Com’è noto, a mente dell’art. 1, comma 2, lett. a), D.Lgs. n. 66/2003 “costituisce orario di lavoro qualsiasi periodo in cui il lavoratore sia al lavoro, a disposizione del datore di lavoro e nell’esercizio della sua attività o delle sue funzioni”.

In tal senso, l’art. 2094 cod. civ. recita “È prestatore di lavoro subordinato chi si obbliga mediante retribuzione a collaborare nell’impresa, prestando il proprio lavoro intellettuale o manuale alle dipendenze e sotto la direzione dell’imprenditore”.
Pertanto, la modifica della distribuzione oraria è espressione precipua del potere organizzativo del datore di lavoro.

 

Diritto al risarcimento dei danni ed adibizione a mansioni inferiori

La Cassazione – con ordinanza del 4 novembre 2021, n. 31558 – ha affermato che il dipendente demansionato ha diritto ad ottenere il risarcimento dei danni sin dal momento in cui è stato adibito alle nuove mansioni inferiori.

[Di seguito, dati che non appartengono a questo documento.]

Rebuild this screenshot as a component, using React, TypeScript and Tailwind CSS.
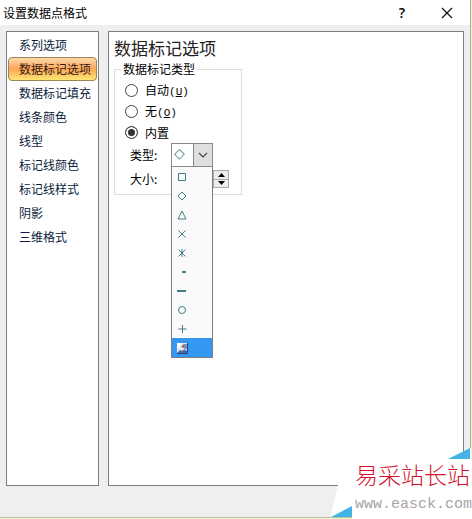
import React from 'react'

const sections = [
  '系列选项',
  '数据标记选项',
  '数据标记填充',
  '线条颜色',
  '线型',
  '标记线颜色',
  '标记线样式',
  '阴影',
  '三维格式',
]

type Marker = 'square' | 'diamond' | 'triangle' | 'cross' | 'star' | 'dot' | 'dash' | 'circle' | 'plus' | 'picture'

const markers: Marker[] = ['square', 'diamond', 'triangle', 'cross', 'star', 'dot', 'dash', 'circle', 'plus', 'picture']

const markerPaths: Record<Exclude<Marker, 'picture'>, React.ReactNode> = {
  square: <path d="M2.5 2.5h7v7h-7z" />,
  diamond: <path d="M6 2l4 4-4 4-4-4z" />,
  triangle: <path d="M6 2l4 8H2z" />,
  cross: <path d="M2.5 2.5l7 7M9.5 2.5l-7 7" />,
  star: <path d="M2.5 2.5l7 7M9.5 2.5l-7 7M6 2v8" />,
  dot: <path d="M6 6h4" strokeWidth={2} />,
  dash: <path d="M1 6h9" strokeWidth={2} />,
  circle: <circle cx="6" cy="6" r="3.5" />,
  plus: <path d="M6.5 2v8M2.5 6h8" />,
}

function MarkerIcon({ marker }: { marker: Marker }) {
  if (marker === 'picture') {
    return (
      <svg className="w-3 h-3" viewBox="0 0 12 12">
        <path d="M1 1h10v10H1z" fill="#dfe6f2" />
        <path d="M1 1h5L1 8z" fill="#fafcff" />
        <path d="M7 2h4v5H8z" fill="#7893c4" />
        <path d="M1 11l3-3 2 1 2-2 3 2v2z" fill="#4b6aa8" />
        <circle cx="7" cy="4.5" r="1.3" fill="#b5533f" />
        <path d="M4 7l2-1 3 1-2 1z" fill="#e8e0e4" />
        <path d="M11.500 1v10.500H1" fill="none" stroke="#23457c" />
      </svg>
    )
  }
  return (
    <svg className="w-3 h-3" viewBox="0 0 12 12" fill="none" stroke="#427d85">
      {markerPaths[marker]}
    </svg>
  )
}

function RadioRow({ id, label, accessKey, checked, onChange }: {
  id: string
  label: string
  accessKey?: string
  checked: boolean
  onChange: () => void
}) {
  return (
    <div className="flex items-center gap-[7px] h-[21px] pl-[10px]">
      <input
        type="radio"
        id={id}
        name="marker-type"
        checked={checked}
        onChange={onChange}
        className="appearance-none w-[13px] h-[13px] rounded-full border border-[#444] bg-white checked:bg-[#333] checked:shadow-[inset_0_0_0_2px_white]"
      />
      <label htmlFor={id}>
        {label}
        {accessKey && (
          <span className="font-['Liberation_Mono',monospace] text-[11px]">
            (<u>{accessKey}</u>)
          </span>
        )}
      </label>
    </div>
  )
}

function Watermark() {
  return (
    <div className="absolute right-0 bottom-0 w-[142px] h-[72px]">
      <svg className="absolute inset-0 w-full h-full" viewBox="0 0 142 72">
        <path d="M22 12H118L141 1V12H142V72H22V70H0L8 38z" fill="#fff" />
        <path d="M118 12L140 1V12z" fill="#43b3e6" />
        <path d="M1 70L22 59V70z" fill="#43b3e6" />
      </svg>
      <div className="relative flex flex-col gap-1.5 pt-[14px] pl-[25px] whitespace-nowrap">
        <span className="text-[23px] leading-[26px] font-light text-[#d3112d]">易采站长站</span>
        <span className="font-['Liberation_Mono',monospace] text-[15px] leading-[24px] text-[#aaa3a3]">www.easck.com</span>
      </div>
    </div>
  )
}

export default function App() {
  const [section, setSection] = React.useState('数据标记选项')
  const [mode, setMode] = React.useState('builtin')
  const [active, setActive] = React.useState<Marker>('picture')

  return (
    <div className="relative min-h-screen flex flex-col pr-px overflow-hidden bg-[#f1f3d6] font-['Noto_Sans_CJK_SC',sans-serif] text-xs leading-[18px] text-black">
      <header className="flex items-center h-[25px] pl-[3px] pr-[17px] border-r border-[#a9b08f] bg-white">
        <h1 className="flex-1">设置数据点格式</h1>
        <button aria-label="帮助" className="w-5 mr-[29px] font-['Open_Sans',sans-serif] text-sm font-semibold">?</button>
        <button aria-label="关闭" className="w-3 h-3">
          <svg className="w-3 h-3" viewBox="0 0 12 12" fill="none" stroke="#111" strokeWidth="1.2">
            <path d="M1 1l10 10M11 1L1 11" />
          </svg>
        </button>
      </header>

      <main className="flex-1 flex gap-[9px] px-[6px] pt-[6px] pb-[31px] border-r border-[#a9b08f] bg-[#efefef]">
        <nav className="w-[93px] shrink-0 border border-[#7c7e84] bg-white p-px">
          {sections.map((name) => (
            <button
              key={name}
              onClick={() => setSection(name)}
              className={`block w-full h-6 pl-[10px] text-left border rounded-sm whitespace-nowrap ${
                name === section
                  ? 'border-[#a08554] bg-linear-to-b from-[#fbd9a8] via-[#fba558] to-[#fde774] text-[#3a1a10]'
                  : 'border-transparent text-[#0b1c3c]'
              }`}
            >
              {name}
            </button>
          ))}
        </nav>

        <section className="flex-1 border border-[#7c7e84] bg-white pt-1 pl-[5px]">
          <h2 className="text-[17px] leading-6 text-[#222]">数据标记选项</h2>
          <fieldset className="w-[128px] border border-[#dcdcdc] pt-[2px] pb-[3px]">
            <legend className="ml-[6px] px-[2px]">数据标记类型</legend>
            <RadioRow id="auto" label="自动" accessKey="U" checked={mode === 'auto'} onChange={() => setMode('auto')} />
            <RadioRow id="none" label="无" accessKey="O" checked={mode === 'none'} onChange={() => setMode('none')} />
            <RadioRow id="builtin" label="内置" checked={mode === 'builtin'} onChange={() => setMode('builtin')} />

            <div className="flex items-center h-6 pl-[15px]">
              <label htmlFor="type" className="w-[41px]">类型:</label>
              <div className="relative">
                <select
                  id="type"
                  defaultValue="◇"
                  className="block appearance-none w-[42px] h-6 pl-[2px] pb-1 border border-[#8a8a8a] bg-white font-['DejaVu_Sans',sans-serif] text-sm leading-none text-[#427d85]"
                >
                  <option>◇</option>
                  <option>□</option>
                  <option>△</option>
                  <option>○</option>
                </select>
                <span className="absolute right-0 top-0 flex items-center justify-center w-5 h-6 border border-[#8a8a8a] bg-[#dfdfdf] pointer-events-none">
                  <svg className="w-2.5 h-2.5" viewBox="0 0 10 10" fill="none" stroke="#444" strokeWidth="1.2">
                    <path d="M1 3l4 4 4-4" />
                  </svg>
                </span>
                <ul role="listbox" aria-label="类型" className="absolute left-0 top-full z-10 w-[42px] border border-t-0 border-[#7c7e84] bg-[#fafafa]">
                  {markers.map((marker) => (
                    <li
                      key={marker}
                      role="option"
                      aria-label={marker}
                      aria-selected={marker === active}
                      onMouseEnter={() => setActive(marker)}
                      className={`flex items-center h-[19px] pl-1 ${marker === active ? 'bg-[#3399f0]' : ''}`}
                    >
                      <MarkerIcon marker={marker} />
                    </li>
                  ))}
                </ul>
              </div>
            </div>

            <div className="flex items-center h-6 pl-[15px]">
              <label htmlFor="size" className="w-[41px]">大小:</label>
              <input id="size" type="text" className="w-[42px] h-[18px] border border-[#aaa] bg-white" />
              <div className="flex flex-col w-4 h-[18px] border border-[#aaa] bg-[#eee]">
                <button aria-label="增大" className="flex-1 flex items-center justify-center border-b border-[#aaa]">
                  <svg className="w-[7px] h-1" viewBox="0 0 7 4"><path d="M0 4L3.500 0 7 4z" /></svg>
                </button>
                <button aria-label="减小" className="flex-1 flex items-center justify-center">
                  <svg className="w-[7px] h-1" viewBox="0 0 7 4"><path d="M0 0h7L3.500 4z" /></svg>
                </button>
              </div>
            </div>
          </fieldset>
        </section>
      </main>

      <div className="h-[2px] border-t border-[#b5c59b]" />
      <Watermark />
    </div>
  )
}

A mente dell’art. 2103 cod. civ. “Il lavoratore deve essere adibito alle mansioni per le quali è stato assunto o a quelle corrispondenti all’inquadramento superiore che abbia successivamente acquisito ovvero a mansioni riconducibili allo stesso livello e categoria legale di inquadramento delle ultime effettivamente svolte. In caso di modifica degli assetti organizzativi aziendali che incide sulla posizione del lavoratore, lo stesso può essere assegnato a mansioni appartenenti al livello di inquadramento inferiore purché rientranti nella medesima categoria legale.

Il mutamento di mansioni è accompagnato, ove necessario, dall’assolvimento dell’obbligo formativo, il cui mancato adempimento non determina comunque la nullità dell’atto di assegnazione delle nuove mansioni.

Ulteriori ipotesi di assegnazione di mansioni appartenenti al livello di inquadramento inferiore, purché rientranti nella medesima categoria legale, possono essere previste dai contratti collettivi”.

Nel caso in specie, la Suprema Corte ha precisato che il riconoscimento del suddetto diritto non scatta invece da quando il dipendente ha formalmente contestato al proprio datore di lavoro la dequalificazione professionale subita.